***** Records provided *****
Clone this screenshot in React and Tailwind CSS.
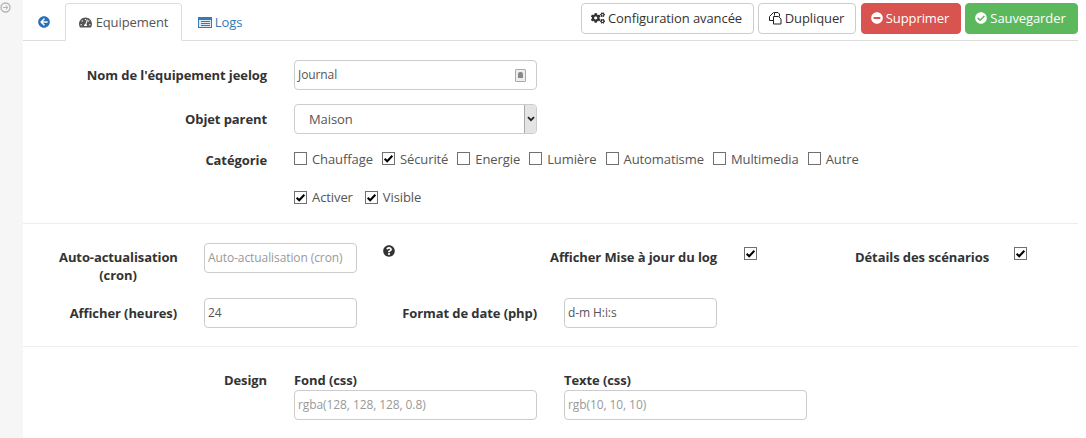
import { FaArrowCircleLeft, FaTachometerAlt, FaCogs, FaMinusCircle, FaCheckCircle, FaQuestionCircle } from "react-icons/fa"

const Check = ({ checked, label }) => (
  <label className="flex items-center gap-[5px]">
    <span className="flex h-[13px] w-[13px] items-center justify-center border border-[#707070] bg-white">
      {checked && (
        <svg viewBox="0 0 12 12" className="h-[11px] w-[11px]">
          <path d="M1.8 6.2 L4.6 9 L10.2 3" fill="none" stroke="#000" strokeWidth="2.2" />
        </svg>
      )}
    </span>
    {label && <span>{label}</span>}
  </label>
)

const Field = ({ value, placeholder, className, children }) => (
  <div className={`flex h-[30px] items-center justify-between overflow-hidden whitespace-nowrap rounded-[4px] border border-[#ccc] bg-white pl-[3px] pr-[10px] text-[12px] ${className}`}>
    <span className={placeholder ? "text-[#999]" : "text-[#555]"}>{placeholder || value}</span>
    {children}
  </div>
)

const Button = ({ className, icon, children }) => (
  <button className={`flex h-[31px] items-center justify-center gap-[3px] rounded-[4px] border pb-[2px] pr-[2px] ${className}`}>
    {icon}
    {children}
  </button>
)

const ListIcon = () => (
  <svg viewBox="0 0 14 11" className="h-[11px] w-[14px]">
    <rect width="14" height="11" fill="#337ab7" />
    <rect x="1" y="3" width="12" height="7" fill="#dfe9f3" />
    <path d="M3 4.5 H12 M3 6.5 H12 M3 8.5 H12" stroke="#337ab7" />
  </svg>
)

const CopyIcon = () => (
  <svg viewBox="0 0 14 14" className="h-[14px] w-[14px]" fill="none" stroke="#222">
    <path d="M6.5 4.5 V1.5 H10 L11.5 3 V5.5" />
    <path d="M6 9.5 H1.5 V5.5 L5.5 1.5 H6.5" />
    <path d="M5.5 13 V5.5 H10.5 L13 8 V13 Z" />
  </svg>
)

const categories = [
  ["Chauffage", false],
  ["Sécurité", true],
  ["Energie", false],
  ["Lumière", false],
  ["Automatisme", false],
  ["Multimedia", false],
  ["Autre", false],
]

const labelClass = "whitespace-nowrap text-right font-bold text-[#333]"

export default function App() {
  return (
    <div className="flex h-[438px] w-[1086px] overflow-hidden bg-white font-['Open_Sans',sans-serif] text-[13px] leading-[18px] tracking-[-0.09px] text-[#555]">
      <div className="w-[23px] shrink-0 bg-[#f6f6f6] pt-[2px]">
        <svg viewBox="0 0 11 11" className="h-[11px] w-[11px]" fill="none" stroke="#b5b5b5">
          <circle cx="5.5" cy="5.5" r="4.5" strokeWidth="1.4" />
          <path d="M3 5.5 H8 M5.8 3.5 L8 5.5 L5.8 7.5" />
        </svg>
      </div>

      <div className="w-[1055px] shrink-0">
        <div className="flex h-[41px] border-b border-[#ddd]">
          <div className="flex w-[42px] items-center justify-center pt-[3px]">
            <FaArrowCircleLeft className="text-[12px] text-[#2a6fb8]" />
          </div>
          <div className="mt-[3px] flex h-[38px] w-[117px] items-center justify-center gap-[4px] rounded-t-[4px] border border-b-white border-[#ddd] bg-white">
            <FaTachometerAlt className="text-[13px] text-[#555]" />
            Equipement
          </div>
          <div className="mt-[3px] flex h-[38px] w-[76px] items-center justify-center gap-[3px] text-[#337ab7]">
            <ListIcon />
            Logs
          </div>
          <div className="ml-auto mt-[3px] flex gap-[4px]">
            <Button className="w-[173px] border-[#ccc] bg-white text-[#333]" icon={<FaCogs className="text-[14px]" />}>Configuration avancée</Button>
            <Button className="mr-[1px] w-[98px] border-[#ccc] bg-white text-[#333]" icon={<CopyIcon />}>Dupliquer</Button>
            <Button className="w-[100px] border-[#d9534f] bg-[#d9534f] text-white" icon={<FaMinusCircle className="text-[12px]" />}>Supprimer</Button>
            <Button className="w-[113px] border-[#5cb85c] bg-[#5cb85c] text-white" icon={<FaCheckCircle className="text-[12px]" />}>Sauvegarder</Button>
          </div>
        </div>

        <div className="flex flex-col">
          <div className="mt-[19px] flex items-center">
            <div className={`w-[244px] ${labelClass}`}>Nom de l'équipement jeelog</div>
            <Field value="Journal" className="ml-[27px] w-[243px]">
              <span className="flex h-[13px] w-[11px] items-center justify-center rounded-[1px] border border-[#aaa] bg-[#eee]">
                <span className="h-[6px] w-[5px] rounded-t-[2px] bg-[#888]" />
              </span>
            </Field>
          </div>

          <div className="mt-[14px] flex items-center">
            <div className={`w-[244px] ${labelClass}`}>Objet parent</div>
            <div className="ml-[27px] flex h-[30px] w-[243px] items-stretch justify-between rounded-[4px] border border-[#ccc] bg-white">
              <span className="self-center pl-[14px]">Maison</span>
              <span className="flex w-[12px] items-center justify-center rounded-r-[3px] border-l border-[#aaa] bg-[#e4e4e4]">
                <svg viewBox="0 0 8 6" className="h-[6px] w-[8px]">
                  <path d="M1 1.2 L4 4.2 L7 1.2" fill="none" stroke="#222" strokeWidth="1.8" />
                </svg>
              </span>
            </div>
          </div>

          <div className="mt-[14px] flex items-center">
            <div className={`w-[244px] pt-[3px] ${labelClass}`}>Catégorie</div>
            <div className="ml-[27px] flex gap-[9px]">
              {categories.map(([label, checked]) => (
                <Check key={label} label={label} checked={checked} />
              ))}
            </div>
          </div>

          <div className="ml-[271px] mt-[19px] flex gap-[12px]">
            <Check label="Activer" checked />
            <Check label="Visible" checked />
          </div>

          <div className="mt-[17px] border-t border-[#eee]" />

          <div className="mt-[19px] flex items-start">
            <div className="w-[154px] whitespace-nowrap pl-[36px] pt-[5px] text-center font-bold text-[#333]">
              Auto-actualisation
              <br />
              (cron)
            </div>
            <Field placeholder="Auto-actualisation (cron)" className="ml-[27px] w-[153px]" />
            <FaQuestionCircle className="ml-[26px] mt-[2px] text-[12px] text-[#333]" />
            <div className={`ml-[155px] w-[167px] pt-[5px] ${labelClass}`}>Afficher Mise à jour du log</div>
            <div className="ml-[27px] pt-[4px]"><Check checked /></div>
            <div className={`ml-[98px] w-[132px] pt-[5px] ${labelClass}`}>Détails des scénarios</div>
            <div className="ml-[27px] pt-[4px]"><Check checked /></div>
          </div>

          <div className="mt-[14px] flex items-center">
            <div className={`w-[154px] ${labelClass}`}>Afficher (heures)</div>
            <Field value="24" className="ml-[27px] w-[153px]" />
            <div className={`w-[180px] ${labelClass}`}>Format de date (php)</div>
            <Field value="d-m H:i:s" className="ml-[27px] w-[153px]" />
          </div>

          <div className="mt-[18px] border-t border-[#eee]" />

          <div className="mt-[24px] flex items-start">
            <div className={`w-[244px] ${labelClass}`}>Design</div>
            <div className="ml-[27px] w-[243px]">
              <div className="mb-[1px] font-bold text-[#333]">Fond (css)</div>
              <Field placeholder="rgba(128, 128, 128, 0.8)" />
            </div>
            <div className="ml-[27px] w-[243px]">
              <div className="mb-[1px] font-bold text-[#333]">Texte (css)</div>
              <Field placeholder="rgb(10, 10, 10)" />
            </div>
          </div>
        </div>
      </div>
    </div>
  )
}
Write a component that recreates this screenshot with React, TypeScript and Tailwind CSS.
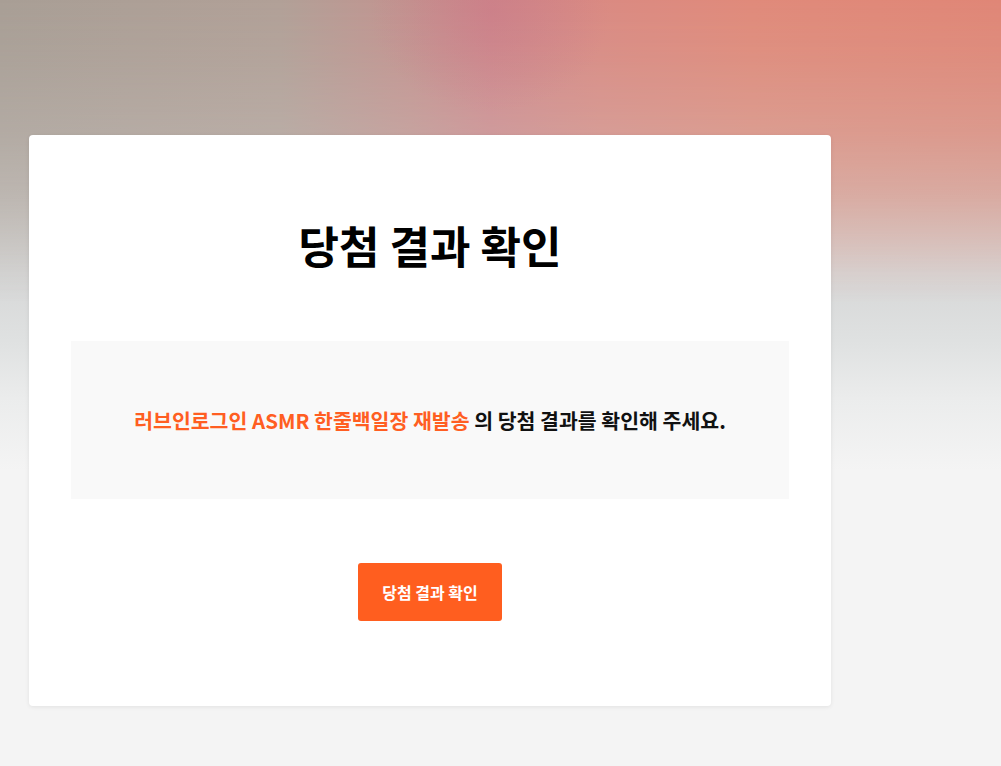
import React from "react";

export default function App() {
  return (
    <div
      className="relative min-h-screen w-full overflow-hidden bg-[#f4f4f4]"
      style={{ fontFamily: '"Noto Sans CJK KR", "Noto Sans", sans-serif' }}
    >
      <div className="pointer-events-none absolute inset-x-0 top-0 h-[480px] bg-[linear-gradient(180deg,#c8c4c0_0%,#d2d0ce_42%,#d8d9d9_60%,#dfe1e1_71%,#ebecec_83%,#f4f4f4_98%)]" />
      <div className="pointer-events-none absolute inset-x-0 top-0 h-[480px] [mask-image:linear-gradient(180deg,#000_0%,rgba(0,0,0,0.9)_12%,rgba(0,0,0,0.72)_28%,rgba(0,0,0,0.52)_40%,rgba(0,0,0,0.28)_50%,rgba(0,0,0,0.1)_57%,transparent_63%)] bg-[linear-gradient(90deg,#a89e95_0%,#b1a097_28%,#c3938f_41%,#cf878a_49%,#da8a82_60%,#e08a7a_75%,#e08676_100%)]" />
      <div className="pointer-events-none absolute inset-x-0 top-0 h-[480px] bg-[radial-gradient(ellipse_120px_100px_at_490px_12px,rgba(200,118,135,0.4),rgba(200,118,135,0)_100%)]" />

      <div className="relative pl-[29px] pt-[135px]">
        <div className="flex w-[802px] flex-col items-center rounded-[4px] bg-white px-[42px] pb-[85px] pt-[80px] shadow-[0_1px_4px_rgba(0,0,0,0.08)]">
          <h1 className="h-[60px] text-[44px] font-bold leading-[60px] text-black">
            당첨 결과 확인
          </h1>
          <div className="mt-[66px] flex h-[158px] w-full items-center justify-center bg-[#f9f9f9]">
            <p className="text-[20.5px] font-bold leading-[30px] text-[#111]">
              <span className="text-[#ff5e22]">러브인로그인 ASMR 한줄백일장 재발송</span> 의 당첨
              결과를 확인해 주세요.
            </p>
          </div>
          <button className="mt-[64px] h-[58px] w-[144px] rounded-[3px] bg-[#ff5e1f] text-[16px] font-bold text-white">
            당첨 결과 확인
          </button>
        </div>
      </div>
    </div>
  );
}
*****
Written request |
Set down word for word the lines from the first entry through the line with "FaMinusCircle, FaCheckCircle, FaQuestionCircle", both included, omitting pictures.

Complete output |
Clone this screenshot in React and Tailwind CSS.
import { FaArrowCircleLeft, FaTachometerAlt, FaCogs, FaMinusCircle, FaCheckCircle, FaQuestionCircle } from "react-icons/fa"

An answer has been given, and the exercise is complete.